# EXERCISE DESCRIPTION
Determine how many lines hold "Convert" and give only that number.

# EXTRACTED ENTRIES

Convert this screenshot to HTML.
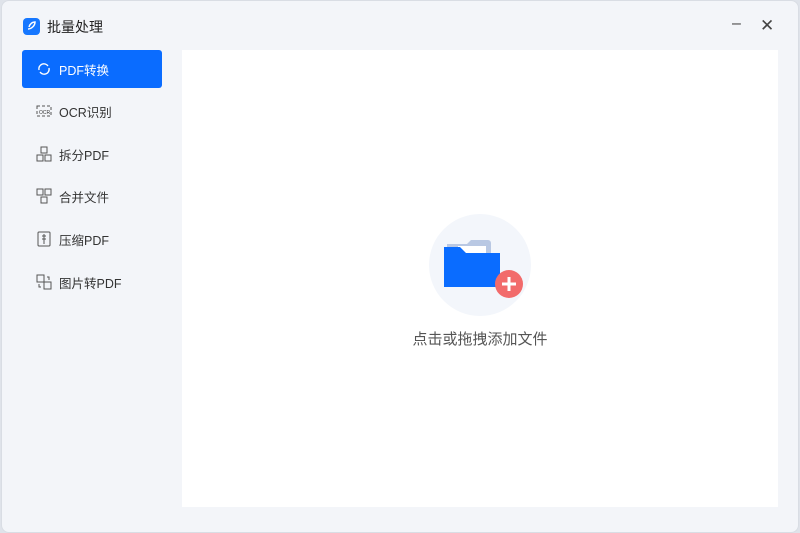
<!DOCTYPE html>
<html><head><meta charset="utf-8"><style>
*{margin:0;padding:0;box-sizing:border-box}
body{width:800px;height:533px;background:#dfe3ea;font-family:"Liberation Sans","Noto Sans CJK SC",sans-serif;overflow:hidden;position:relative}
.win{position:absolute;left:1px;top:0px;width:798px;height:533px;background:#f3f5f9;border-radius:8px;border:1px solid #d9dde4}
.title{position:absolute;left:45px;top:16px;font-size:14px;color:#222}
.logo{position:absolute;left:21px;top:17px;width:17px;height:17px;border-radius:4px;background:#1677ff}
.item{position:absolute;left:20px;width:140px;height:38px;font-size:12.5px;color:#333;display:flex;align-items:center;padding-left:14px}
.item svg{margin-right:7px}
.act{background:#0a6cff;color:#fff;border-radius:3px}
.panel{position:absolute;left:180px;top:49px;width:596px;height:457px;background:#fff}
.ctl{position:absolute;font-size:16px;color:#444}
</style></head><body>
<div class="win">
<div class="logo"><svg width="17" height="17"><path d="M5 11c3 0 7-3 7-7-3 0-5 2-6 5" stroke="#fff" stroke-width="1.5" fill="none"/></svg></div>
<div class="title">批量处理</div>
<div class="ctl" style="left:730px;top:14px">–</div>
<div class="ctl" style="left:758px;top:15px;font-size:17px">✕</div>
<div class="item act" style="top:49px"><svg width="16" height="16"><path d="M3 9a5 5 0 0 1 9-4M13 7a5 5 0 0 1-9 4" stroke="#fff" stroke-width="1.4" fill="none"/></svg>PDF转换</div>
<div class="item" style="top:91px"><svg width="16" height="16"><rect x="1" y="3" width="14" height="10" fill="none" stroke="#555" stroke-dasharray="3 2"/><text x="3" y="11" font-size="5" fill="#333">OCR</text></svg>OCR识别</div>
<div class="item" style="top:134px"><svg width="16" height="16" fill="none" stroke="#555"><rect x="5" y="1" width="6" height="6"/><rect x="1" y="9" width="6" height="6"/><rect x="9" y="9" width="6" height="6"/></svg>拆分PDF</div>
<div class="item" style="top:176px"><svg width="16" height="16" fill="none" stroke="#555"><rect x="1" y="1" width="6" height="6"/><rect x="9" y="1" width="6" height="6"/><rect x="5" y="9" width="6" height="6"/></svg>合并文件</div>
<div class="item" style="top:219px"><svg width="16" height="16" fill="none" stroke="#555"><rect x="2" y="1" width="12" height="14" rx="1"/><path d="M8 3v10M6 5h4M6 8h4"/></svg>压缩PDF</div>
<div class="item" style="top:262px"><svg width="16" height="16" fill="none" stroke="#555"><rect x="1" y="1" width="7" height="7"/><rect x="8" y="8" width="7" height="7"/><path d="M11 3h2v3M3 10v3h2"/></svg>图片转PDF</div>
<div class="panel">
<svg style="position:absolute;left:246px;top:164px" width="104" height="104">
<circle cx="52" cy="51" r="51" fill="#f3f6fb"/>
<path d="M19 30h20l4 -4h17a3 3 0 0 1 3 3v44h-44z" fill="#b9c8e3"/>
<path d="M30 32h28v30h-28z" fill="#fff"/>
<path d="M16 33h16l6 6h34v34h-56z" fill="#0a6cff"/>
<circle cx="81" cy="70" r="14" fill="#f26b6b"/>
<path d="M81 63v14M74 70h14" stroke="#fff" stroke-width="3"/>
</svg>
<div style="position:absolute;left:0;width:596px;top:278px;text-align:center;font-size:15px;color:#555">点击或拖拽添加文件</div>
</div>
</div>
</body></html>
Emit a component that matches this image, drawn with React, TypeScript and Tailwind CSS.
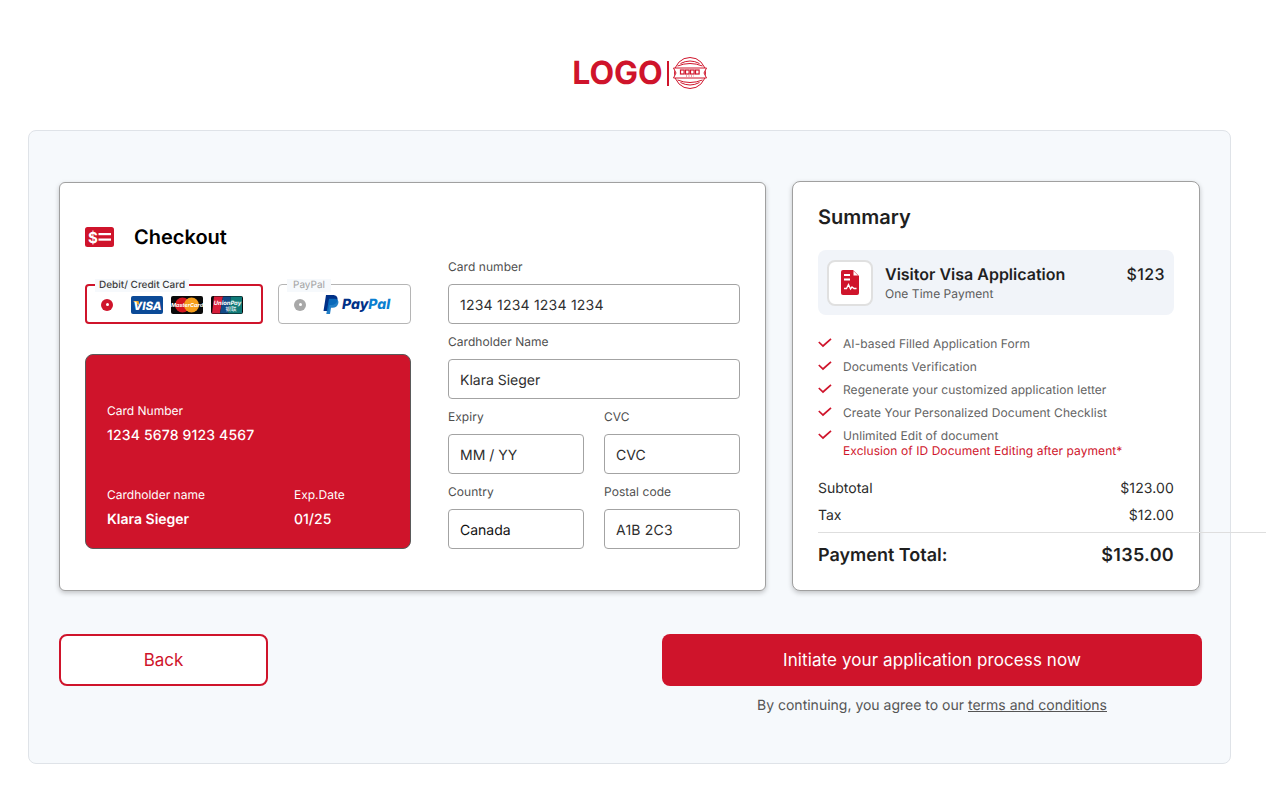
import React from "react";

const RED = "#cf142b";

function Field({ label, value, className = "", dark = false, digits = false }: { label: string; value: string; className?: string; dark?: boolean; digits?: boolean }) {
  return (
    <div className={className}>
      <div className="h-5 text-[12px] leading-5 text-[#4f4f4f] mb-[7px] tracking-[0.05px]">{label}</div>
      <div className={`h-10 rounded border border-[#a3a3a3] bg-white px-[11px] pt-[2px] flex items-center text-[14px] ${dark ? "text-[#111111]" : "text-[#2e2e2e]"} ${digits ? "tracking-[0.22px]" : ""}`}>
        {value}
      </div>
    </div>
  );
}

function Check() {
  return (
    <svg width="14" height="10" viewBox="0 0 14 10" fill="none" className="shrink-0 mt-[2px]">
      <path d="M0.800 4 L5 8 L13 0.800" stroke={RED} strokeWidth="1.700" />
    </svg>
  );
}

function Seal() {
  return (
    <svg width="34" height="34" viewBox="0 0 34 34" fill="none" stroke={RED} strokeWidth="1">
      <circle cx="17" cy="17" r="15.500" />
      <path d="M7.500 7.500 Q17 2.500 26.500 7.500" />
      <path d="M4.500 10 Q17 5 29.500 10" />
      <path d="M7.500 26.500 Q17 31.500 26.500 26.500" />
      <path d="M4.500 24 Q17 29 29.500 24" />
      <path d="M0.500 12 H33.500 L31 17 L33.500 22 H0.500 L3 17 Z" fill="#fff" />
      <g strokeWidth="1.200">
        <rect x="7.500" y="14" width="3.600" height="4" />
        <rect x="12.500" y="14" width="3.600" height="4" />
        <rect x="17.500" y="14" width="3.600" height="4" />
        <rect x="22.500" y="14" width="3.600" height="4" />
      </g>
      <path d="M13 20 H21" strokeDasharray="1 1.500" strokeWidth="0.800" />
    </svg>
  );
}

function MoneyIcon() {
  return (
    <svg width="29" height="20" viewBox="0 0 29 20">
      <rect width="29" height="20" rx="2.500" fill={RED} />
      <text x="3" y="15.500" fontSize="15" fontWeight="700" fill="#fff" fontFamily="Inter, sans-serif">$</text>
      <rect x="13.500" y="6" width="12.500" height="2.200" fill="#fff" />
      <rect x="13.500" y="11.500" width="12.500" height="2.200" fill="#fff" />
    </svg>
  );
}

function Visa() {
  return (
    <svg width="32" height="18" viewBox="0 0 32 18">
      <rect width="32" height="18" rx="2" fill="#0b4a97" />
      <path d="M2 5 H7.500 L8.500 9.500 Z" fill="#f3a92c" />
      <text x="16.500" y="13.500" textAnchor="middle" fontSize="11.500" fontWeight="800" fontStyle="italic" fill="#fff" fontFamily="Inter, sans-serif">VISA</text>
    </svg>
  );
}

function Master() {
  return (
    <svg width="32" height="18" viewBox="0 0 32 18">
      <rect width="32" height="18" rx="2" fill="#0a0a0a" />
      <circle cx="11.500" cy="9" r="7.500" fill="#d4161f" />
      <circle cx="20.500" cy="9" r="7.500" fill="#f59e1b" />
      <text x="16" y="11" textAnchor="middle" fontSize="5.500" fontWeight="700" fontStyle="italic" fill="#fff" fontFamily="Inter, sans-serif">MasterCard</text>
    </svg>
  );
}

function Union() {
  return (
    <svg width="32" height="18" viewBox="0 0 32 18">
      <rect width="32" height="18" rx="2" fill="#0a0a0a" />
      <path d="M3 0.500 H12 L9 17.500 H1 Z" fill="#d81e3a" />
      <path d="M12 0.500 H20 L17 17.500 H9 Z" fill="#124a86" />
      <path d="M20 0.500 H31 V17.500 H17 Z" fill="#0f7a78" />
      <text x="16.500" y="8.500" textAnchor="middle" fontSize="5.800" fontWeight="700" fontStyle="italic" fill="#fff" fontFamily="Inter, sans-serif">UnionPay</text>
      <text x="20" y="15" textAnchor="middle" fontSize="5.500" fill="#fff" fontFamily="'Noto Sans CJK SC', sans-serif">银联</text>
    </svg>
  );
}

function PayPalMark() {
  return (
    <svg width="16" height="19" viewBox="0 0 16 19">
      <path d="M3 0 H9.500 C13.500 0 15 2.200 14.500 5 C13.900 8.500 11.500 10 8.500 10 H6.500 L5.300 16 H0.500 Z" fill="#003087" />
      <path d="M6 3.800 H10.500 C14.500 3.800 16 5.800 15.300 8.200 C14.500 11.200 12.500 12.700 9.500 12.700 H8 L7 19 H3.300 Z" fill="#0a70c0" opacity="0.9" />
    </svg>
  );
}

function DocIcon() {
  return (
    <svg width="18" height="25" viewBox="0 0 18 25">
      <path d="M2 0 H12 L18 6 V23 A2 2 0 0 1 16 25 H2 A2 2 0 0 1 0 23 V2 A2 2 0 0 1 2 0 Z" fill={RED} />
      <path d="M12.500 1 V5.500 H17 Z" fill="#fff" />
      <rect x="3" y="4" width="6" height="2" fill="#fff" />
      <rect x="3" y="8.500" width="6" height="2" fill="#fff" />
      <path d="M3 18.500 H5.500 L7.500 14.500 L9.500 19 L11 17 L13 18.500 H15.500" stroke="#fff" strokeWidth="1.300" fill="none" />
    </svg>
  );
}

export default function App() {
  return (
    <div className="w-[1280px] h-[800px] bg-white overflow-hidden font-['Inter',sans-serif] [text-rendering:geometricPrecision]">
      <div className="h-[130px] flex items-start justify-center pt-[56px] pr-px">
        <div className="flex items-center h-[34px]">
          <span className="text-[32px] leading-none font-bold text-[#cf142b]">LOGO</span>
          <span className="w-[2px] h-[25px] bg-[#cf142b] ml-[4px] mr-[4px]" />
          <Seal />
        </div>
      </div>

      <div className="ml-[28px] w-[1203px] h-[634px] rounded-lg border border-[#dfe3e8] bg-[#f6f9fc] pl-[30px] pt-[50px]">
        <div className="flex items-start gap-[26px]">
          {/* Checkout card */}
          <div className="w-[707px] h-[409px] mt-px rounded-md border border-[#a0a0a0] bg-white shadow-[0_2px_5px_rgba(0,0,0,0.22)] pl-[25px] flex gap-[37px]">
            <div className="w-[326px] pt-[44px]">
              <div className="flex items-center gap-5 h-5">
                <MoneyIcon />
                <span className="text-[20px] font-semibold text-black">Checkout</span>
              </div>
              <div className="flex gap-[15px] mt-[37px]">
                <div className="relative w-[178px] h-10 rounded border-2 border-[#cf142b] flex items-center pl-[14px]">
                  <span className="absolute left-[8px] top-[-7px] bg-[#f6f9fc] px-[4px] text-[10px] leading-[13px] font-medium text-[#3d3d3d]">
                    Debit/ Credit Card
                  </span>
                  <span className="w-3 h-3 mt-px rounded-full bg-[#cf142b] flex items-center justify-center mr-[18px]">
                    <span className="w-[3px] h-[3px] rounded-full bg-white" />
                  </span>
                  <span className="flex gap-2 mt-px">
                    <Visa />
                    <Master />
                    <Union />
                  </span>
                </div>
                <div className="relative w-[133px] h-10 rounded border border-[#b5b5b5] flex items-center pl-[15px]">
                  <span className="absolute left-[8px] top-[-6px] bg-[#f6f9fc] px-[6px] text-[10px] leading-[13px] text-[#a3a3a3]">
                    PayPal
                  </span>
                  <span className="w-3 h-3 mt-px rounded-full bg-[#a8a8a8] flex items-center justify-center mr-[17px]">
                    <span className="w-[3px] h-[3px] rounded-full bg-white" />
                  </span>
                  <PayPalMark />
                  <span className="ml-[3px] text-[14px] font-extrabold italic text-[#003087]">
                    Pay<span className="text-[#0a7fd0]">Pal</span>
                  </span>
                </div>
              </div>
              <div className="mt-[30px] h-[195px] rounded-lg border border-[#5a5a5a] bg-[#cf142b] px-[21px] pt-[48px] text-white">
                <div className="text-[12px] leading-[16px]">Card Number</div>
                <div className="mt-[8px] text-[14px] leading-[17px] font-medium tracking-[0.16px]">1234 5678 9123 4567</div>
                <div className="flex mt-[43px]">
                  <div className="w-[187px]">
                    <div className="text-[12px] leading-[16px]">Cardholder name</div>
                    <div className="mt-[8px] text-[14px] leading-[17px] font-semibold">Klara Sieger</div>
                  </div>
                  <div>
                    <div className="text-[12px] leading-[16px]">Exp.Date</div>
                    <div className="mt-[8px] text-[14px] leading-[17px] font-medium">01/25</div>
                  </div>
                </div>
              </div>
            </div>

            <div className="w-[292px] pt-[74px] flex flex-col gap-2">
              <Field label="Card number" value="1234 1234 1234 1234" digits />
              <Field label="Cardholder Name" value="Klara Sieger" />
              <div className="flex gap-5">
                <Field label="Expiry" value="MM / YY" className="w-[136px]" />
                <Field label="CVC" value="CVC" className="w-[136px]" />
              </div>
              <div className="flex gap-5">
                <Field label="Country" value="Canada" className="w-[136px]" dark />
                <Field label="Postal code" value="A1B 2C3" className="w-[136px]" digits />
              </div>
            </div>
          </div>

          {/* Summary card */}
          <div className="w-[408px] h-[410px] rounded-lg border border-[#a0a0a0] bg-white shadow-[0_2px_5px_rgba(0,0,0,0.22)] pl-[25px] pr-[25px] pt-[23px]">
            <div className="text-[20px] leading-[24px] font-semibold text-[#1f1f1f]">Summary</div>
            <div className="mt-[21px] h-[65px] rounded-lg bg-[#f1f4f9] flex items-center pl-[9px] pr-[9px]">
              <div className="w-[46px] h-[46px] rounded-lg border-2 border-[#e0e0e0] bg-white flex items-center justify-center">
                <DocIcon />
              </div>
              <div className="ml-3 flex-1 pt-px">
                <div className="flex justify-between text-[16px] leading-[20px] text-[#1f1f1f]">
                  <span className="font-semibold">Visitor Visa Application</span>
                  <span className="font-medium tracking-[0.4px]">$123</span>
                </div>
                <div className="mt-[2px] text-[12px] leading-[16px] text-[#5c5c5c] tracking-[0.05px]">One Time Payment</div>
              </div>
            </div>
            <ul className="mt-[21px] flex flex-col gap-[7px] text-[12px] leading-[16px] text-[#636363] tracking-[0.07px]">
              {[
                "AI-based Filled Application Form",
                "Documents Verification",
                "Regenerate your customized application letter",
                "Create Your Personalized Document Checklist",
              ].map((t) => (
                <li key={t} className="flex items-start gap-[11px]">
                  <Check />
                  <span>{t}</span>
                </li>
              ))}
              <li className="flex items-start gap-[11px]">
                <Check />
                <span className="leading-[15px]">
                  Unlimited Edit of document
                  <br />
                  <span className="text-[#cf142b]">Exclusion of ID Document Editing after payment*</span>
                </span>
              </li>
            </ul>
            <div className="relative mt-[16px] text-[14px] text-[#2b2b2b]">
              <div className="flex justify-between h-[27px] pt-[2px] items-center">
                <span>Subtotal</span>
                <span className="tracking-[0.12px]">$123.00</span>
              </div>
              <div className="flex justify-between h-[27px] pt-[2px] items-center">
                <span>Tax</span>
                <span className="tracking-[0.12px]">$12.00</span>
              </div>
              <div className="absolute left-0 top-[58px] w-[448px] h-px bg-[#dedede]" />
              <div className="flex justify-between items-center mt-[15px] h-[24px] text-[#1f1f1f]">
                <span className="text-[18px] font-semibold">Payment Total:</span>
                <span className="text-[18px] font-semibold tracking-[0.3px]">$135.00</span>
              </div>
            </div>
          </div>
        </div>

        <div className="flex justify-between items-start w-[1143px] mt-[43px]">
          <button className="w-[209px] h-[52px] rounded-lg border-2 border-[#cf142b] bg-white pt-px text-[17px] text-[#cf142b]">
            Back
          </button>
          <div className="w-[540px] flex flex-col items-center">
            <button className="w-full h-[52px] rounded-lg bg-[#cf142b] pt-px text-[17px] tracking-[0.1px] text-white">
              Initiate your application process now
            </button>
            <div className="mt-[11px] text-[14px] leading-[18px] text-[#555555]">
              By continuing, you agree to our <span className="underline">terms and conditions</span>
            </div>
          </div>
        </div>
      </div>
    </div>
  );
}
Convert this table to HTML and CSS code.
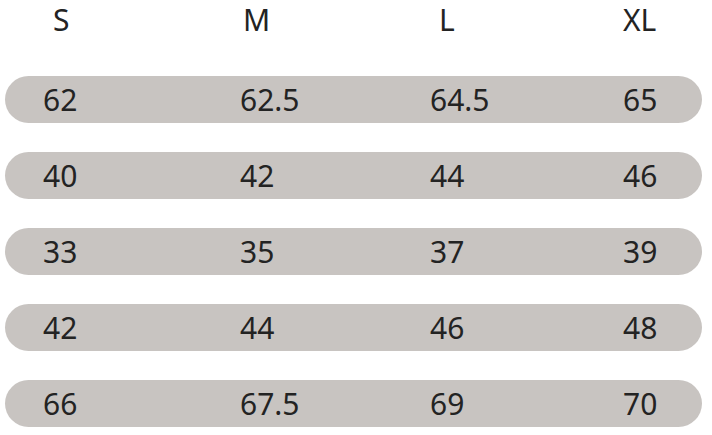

# RESULT OF THIS EXERCISE
2